In fact, all those people subjected to the recent ASIO and AFP raids in Melbourne and Sydney could be considered risks and tagged - and not only them, but anyone they associated with, or prayed with, or went to the footy with.
The so-called terrorism threat needs to be put into context, said Walters. "More people die from petrol sniffing, or road rage, or domestic violence than die from terrorism in Australia. It's not terrorism that threatens our 'way of life', but the passage of these laws."
Dr Waleed Kadous from the Australian Muslim Civil Rights Advocacy Network told Green Left Weekly: "The new laws will completely eclipse the original legislation. The civil rights of all Australians will be under threat, particularly our freedom of speech. If these laws go through, it will be illegal to say that the Iraqis should resist the occupation."
Kadous added: "These laws are broad and discriminatory, and the Muslim community will be adversely affected. The announced control orders do things to suspected terrorists that are not done to convicted murderers. There was zero community consultation about these new 'anti-terror' laws, and the PM didn't even consult his own backbenchers."
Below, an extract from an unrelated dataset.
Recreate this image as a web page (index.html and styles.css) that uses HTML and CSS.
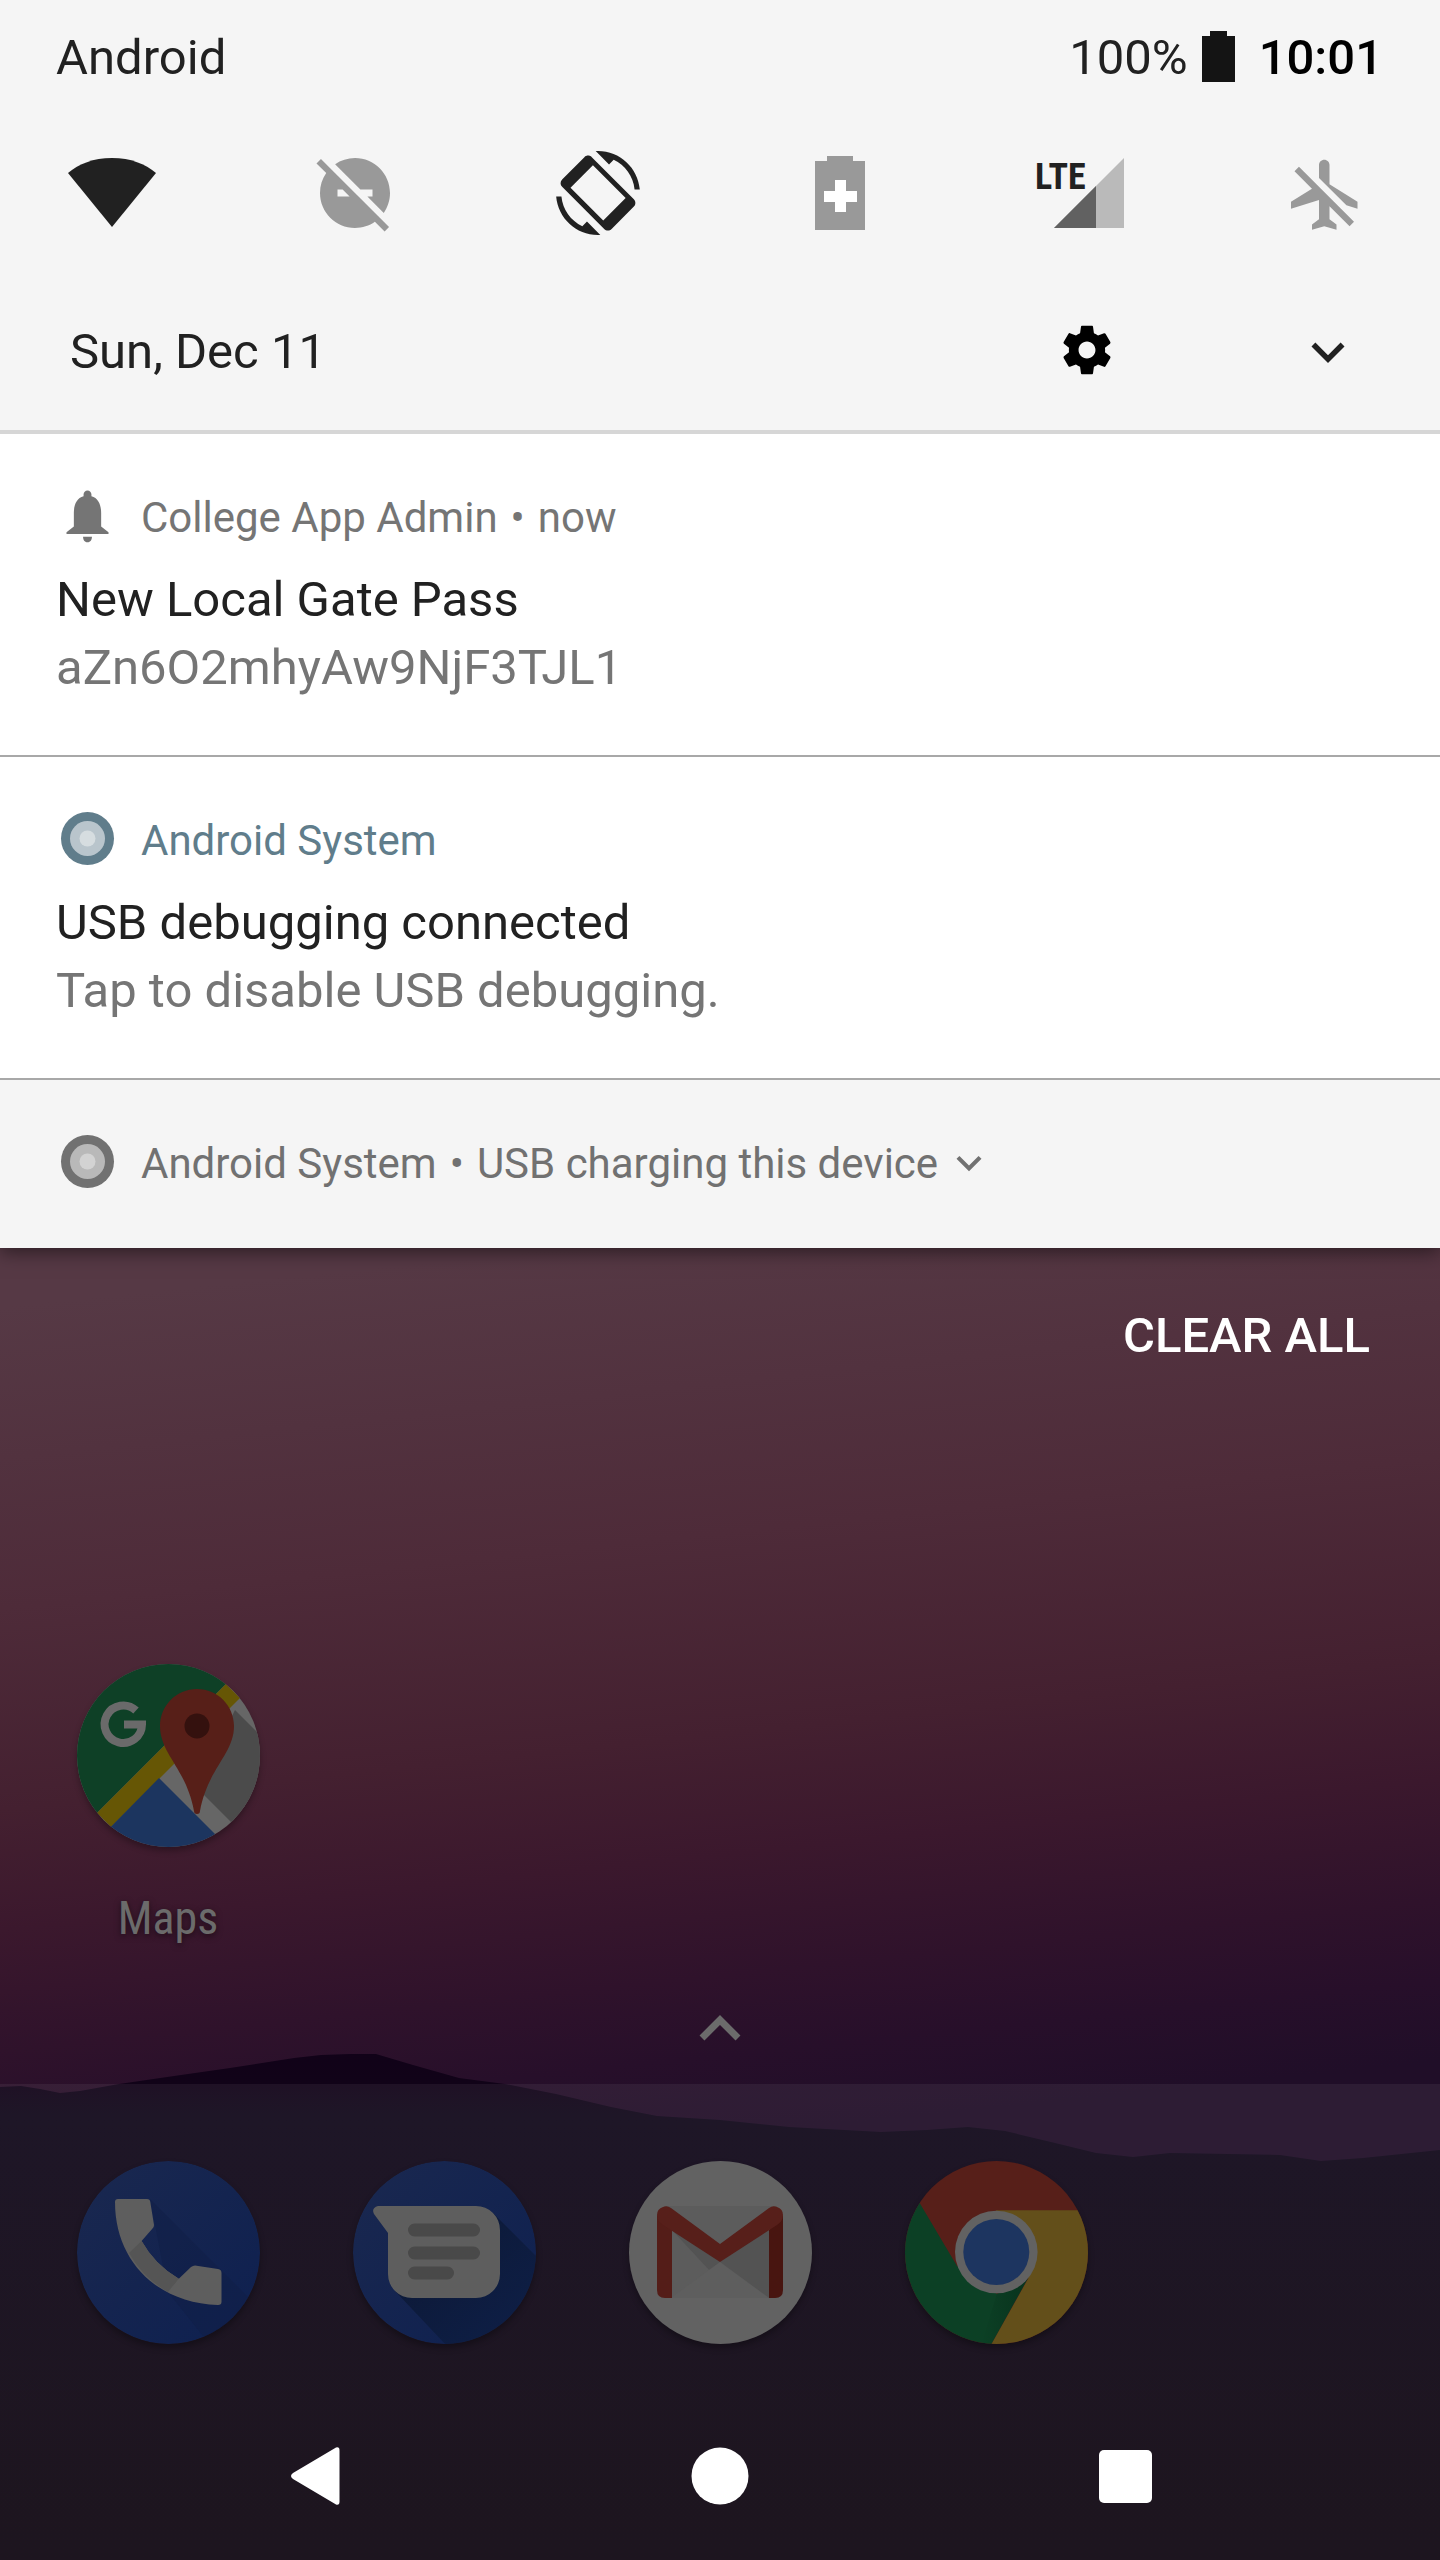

Margarita Windisch, a spokesperson for Stop the War in Melbourne, says the new laws are a dangerous attack on free speech. "If I say that I oppose the occupation of Iraq and that I think the insurgency is right to resist the occupation, then am I guilty of 'inciting violence against Australian troops overseas'? Probably. Yet even the United Nations says that an occupied people has the right to resist."
Windisch believes the laws will be used by the government to intimidate into silence opponents of its imperialist wars. "They will try to criminalise dissent and criminalise the truth", she said. "The government lied about weapons of mass destruction. It lied about al Qaeda's link to Iraq. It lied about Australian troops' involvement in torture in Iraq. Now it can use the law to silence those who tell the truth about Iraq."
From Green Left Weekly, September 14, 2005.